Binharness contains a few different components, written in a mix of Python in Rust. The Rust code contains three crates: a client, a server, and a shared library. The server is intended to be a highly-portable binary that can be statically compiled and run in as many environments as possible. The client is a PyO3-based Python module that can be imported and used by Python code. The shared library contains code that is shared between the client and server. The Python code implements the primary user-facing API, and is intended to be used as a library in applications that use Binharness. The PyO3 module is intended to be a relievely low-overhead wrapper around the Rust code, and is not intended to be used directly by users. By comparison, the Python code is intended to implement a higher-level, "Pythonic" API that is easy and intuitive to use.

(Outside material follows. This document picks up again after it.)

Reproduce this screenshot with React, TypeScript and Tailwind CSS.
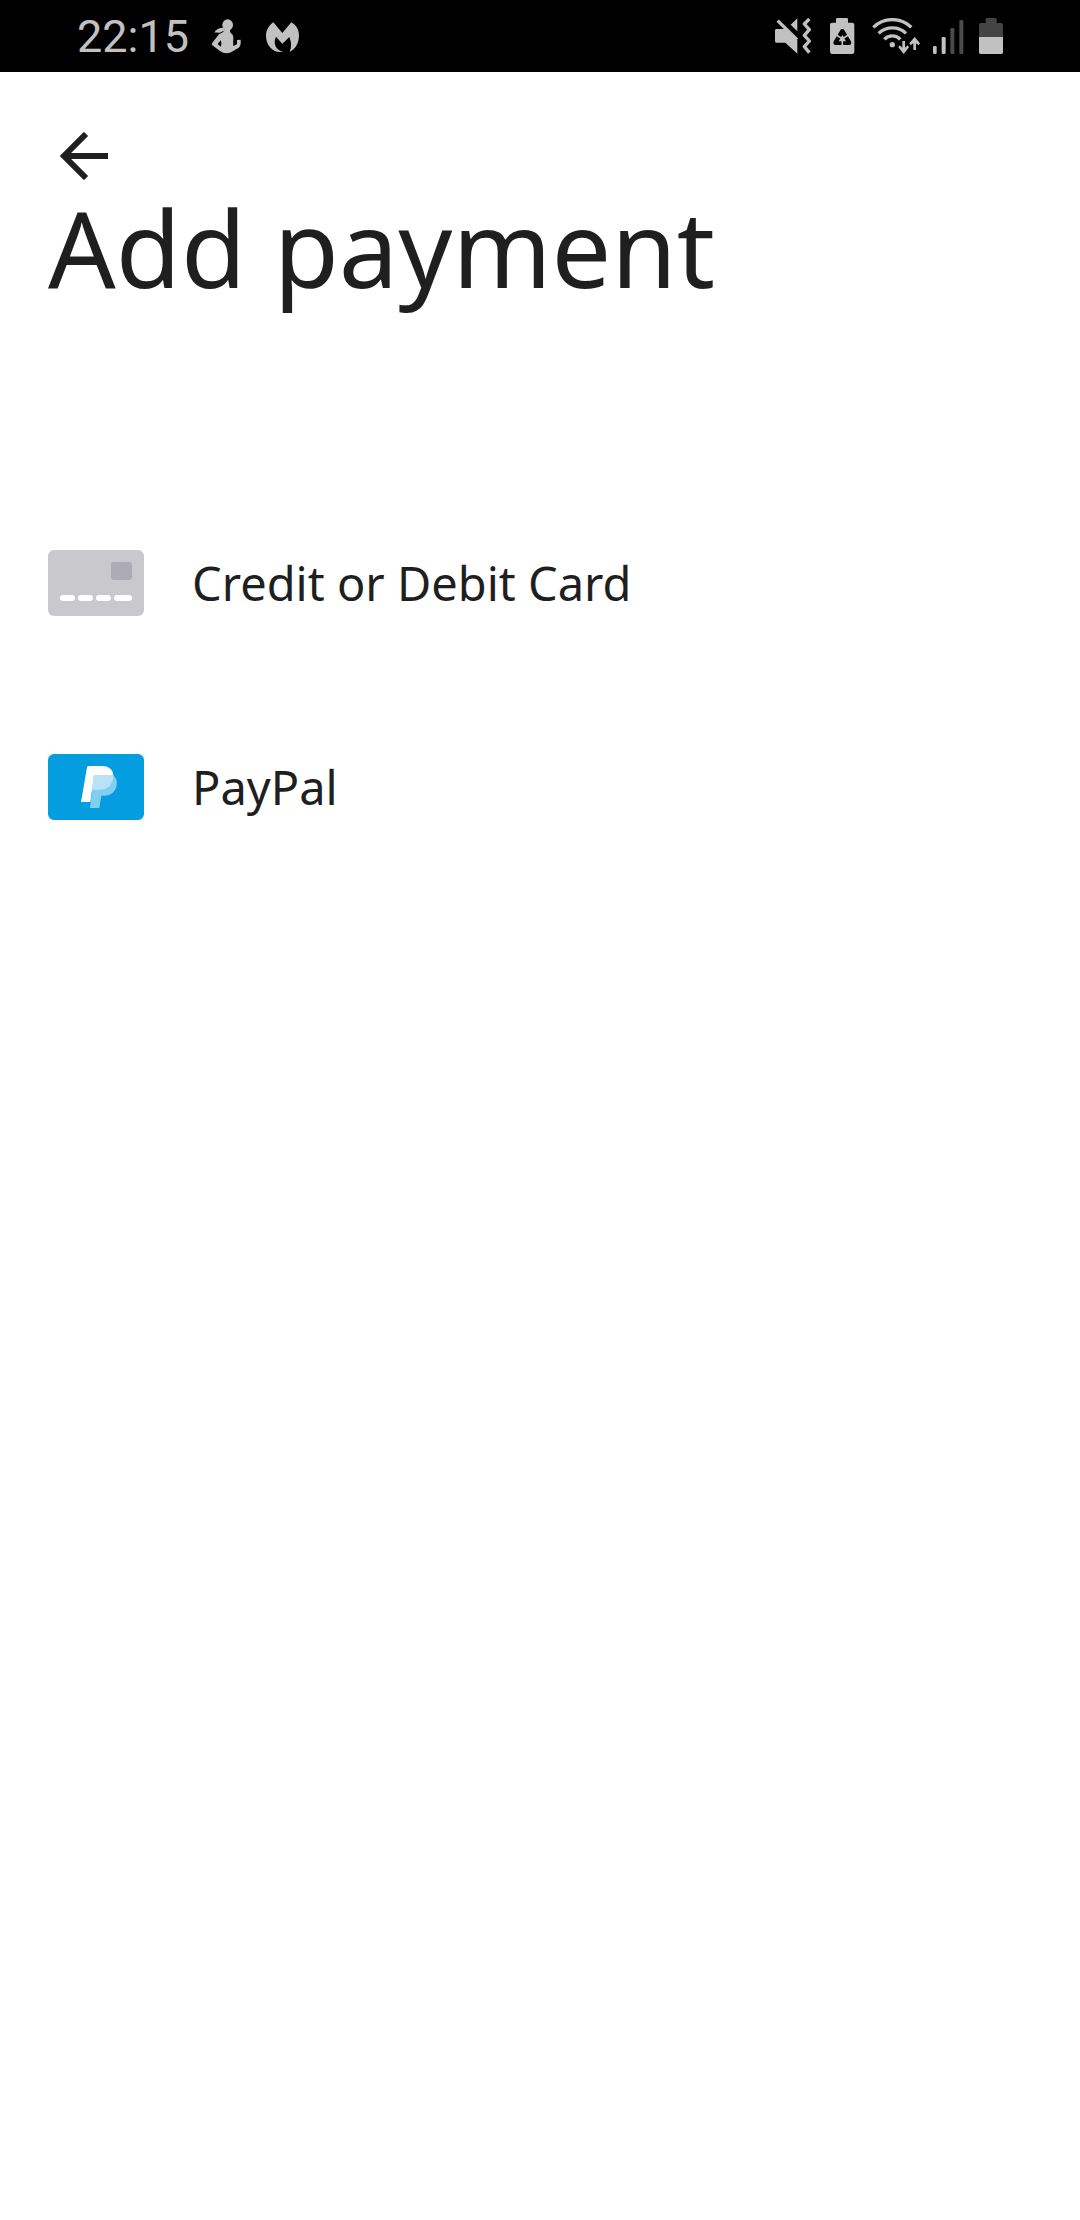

The directories looks like this:

binharness/
  crates/
    bh_agent_client/ - Client code for communicating with the binharness agent
    bh_agent_common/ - Shared code between the agent client and server
    bh_agent_server/ - The agent server program
  python/
    binharness/ - User facing-python module
    tests/ - Test code

Prior art

  • archr - A framework for "target-based" program analysis. It is similar to Binharness in that it can run targets in local and containerized environeents, however it defines a target as the binary and the system or container where it is run. Binharness seeks to improve on this by separating the target from the environment, allowing more flexibility, as well as allowing detaching from an analysis and retrieving results later.
  • angr - A binary analysis framework. angr is an excellent python-based framework for binary analysis, and it has good support for modeling the environment that a binary is run in, including controlling behaviour at the function level using simprocedures and at the OS level using SimOS. Binharness looks to avoid modeling the environment and instead allow the user to use an existing environment, like a container. For use cases that benefit from a tool like angr, Binharness looks to be able to integrate with it.
  • docker - A containerization platform. Docker is the go-to tool for containerization, and has popularized using container images to couple programs with configured environements. While it has been successfully used for program analysis through existing tools like archr, it is not desgined for this use case and requires other tools to make effective use of it. Binharness looks to leverage docker and its ecosystem to take advatage of its strengths like image management and runtime isolation.
  • SSH SSH is the primary protocol for remote access and management of machines. Binharness uses SSH as one of the primary ways to bootrap remote environments. In a previous version, Binharness used SSH as the primary way to communicate with remote environments as well, but this has been replaced with a custom protocol due to limitations of SSH.
  • Ansible - A configuration management tool. Ansible is a popular tool for configuring remote machines, and could be used as an alternative to Binharness for bootstrapping remote environments. However, it lacks support for collecting results from remote machines in a convenient way. It also doesn't have an interface to integrate analyses, so the user would need to manually orchestrate the analysis.